深水発電所は、かつて熊本県八代市坂本町にあった、製紙工場へ電力を供給していた水力発電所です。
対岸の国道219号線から、遺構の姿をみることができます。
深水発電所へ行きたい
いつもは球磨川越しに見る、深水発電所です。
建物のメンテナンスは、定期的にされています。
ということは、近くまで行くことができるはずです。
実際に深水発電所へ行ってみました。
まず、深水橋で球磨川をわたります。
肥薩線の高架橋をくぐります。
降雨時は冠水の恐れがあると書いてありました。
さらに深水川をわたりました
ここから先は、徒歩で行くことになります。
「歩行者と二輪車は通行できます」と書いてあります。
肥薩線の踏切をわたります。
川口第1号踏切といいます。
肥薩線は、人吉方面も八代方面もトンネルです。
深水橋が見えます。
高くて怖いです。
ガードレールか柵がないと、つまずいたら崖に落ちそうです。
二輪車で通行とかムリでしょ。
崖側の柵は、全域これくらいの高さにしておいてほしいです。
深水発電所の屋根が見えてきました。
すぐそこに見えていますが、道はつながっていません。
無理やり崖を降りて、線路を横切れば行けそうです。
しかし、大昔にこんな道もないところに、どうやって発電所を建てたのが不思議です。
溝に通る鉄管が発電所の導水管です。
思っていたより細々としています。
確かに発電所へつながっています。
坂本工場の発電所
深水発電所ができたのは、1921年(大正10年)のことです。
当時の九州製紙坂本工場が、自社専用発電所として建設したものです。
最大出力は880kwですが、年間の平均出力は550kwと、今見ると小スペックです。
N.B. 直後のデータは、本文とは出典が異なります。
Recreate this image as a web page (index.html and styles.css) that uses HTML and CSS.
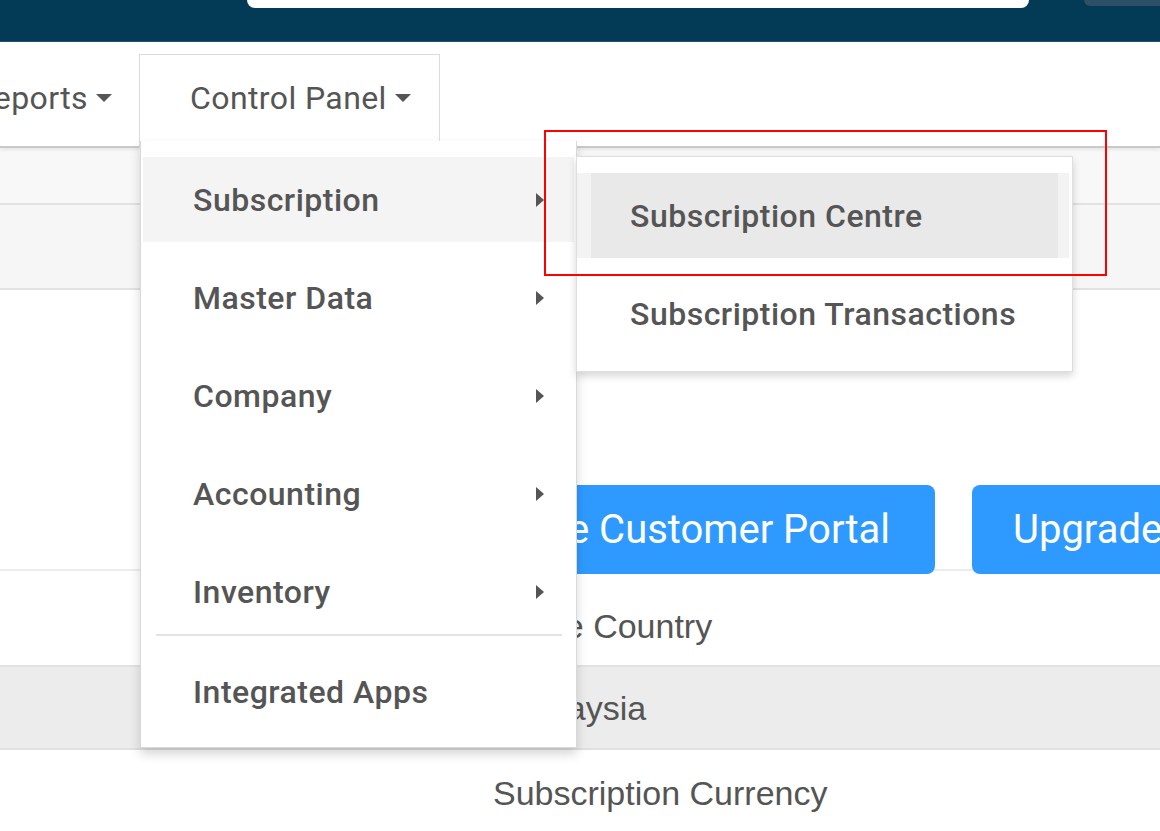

しかし、深水発電所は坂本工場が操業を停止する1988年(昭和63年)まで、現役施設として稼働していました。
工場の閉鎖とともにその役目を終えています。
坂本工場では、この深水発電所を含めて、4つの自社発電所があったそうです。
そのうち、2つは構内発電所であり、既に解体されています。
遺構が残るのは、鮎帰発電所と、この深水発電所となっています。
社有発電所の意義
電力の消費量が大きい製紙工場では、現在も自社内に発電所を持っています。
それは、コスト削減だけのためにやっているのではありません。
万一、電力が確保できなければ、工場の生産量はゼロになってしまいます。
生産量がゼロということは、収入もゼロです。
さらに、製品の供給ができないと、競合他社に販売先ごと渡してしまうリスクがあります。
製紙工場にとって、自社発電所を持つのは、生き残りのためなのです。
明治時代から大正時代に、現在のように電力会社から電力の安定供給は、期待できなかったと思います。
発電能力のみならず、送電網や交通インフラももろく、いったん災害がおこれば、停電が何日も続いていたことが想像できます。
まとめ
深水発電所は、坂本工場にとってなくてはならない設備でした。
道もないような断崖絶壁に建てられ、山奥に導水路を引いてあります。
山中には調整池や、管橋などの遺構が残されているそうです。
現在の所有者は、日本製紙となっています。
長い間、製紙工場に貢献してきた発電所です。
末永く遺構として保存されることを祈ります。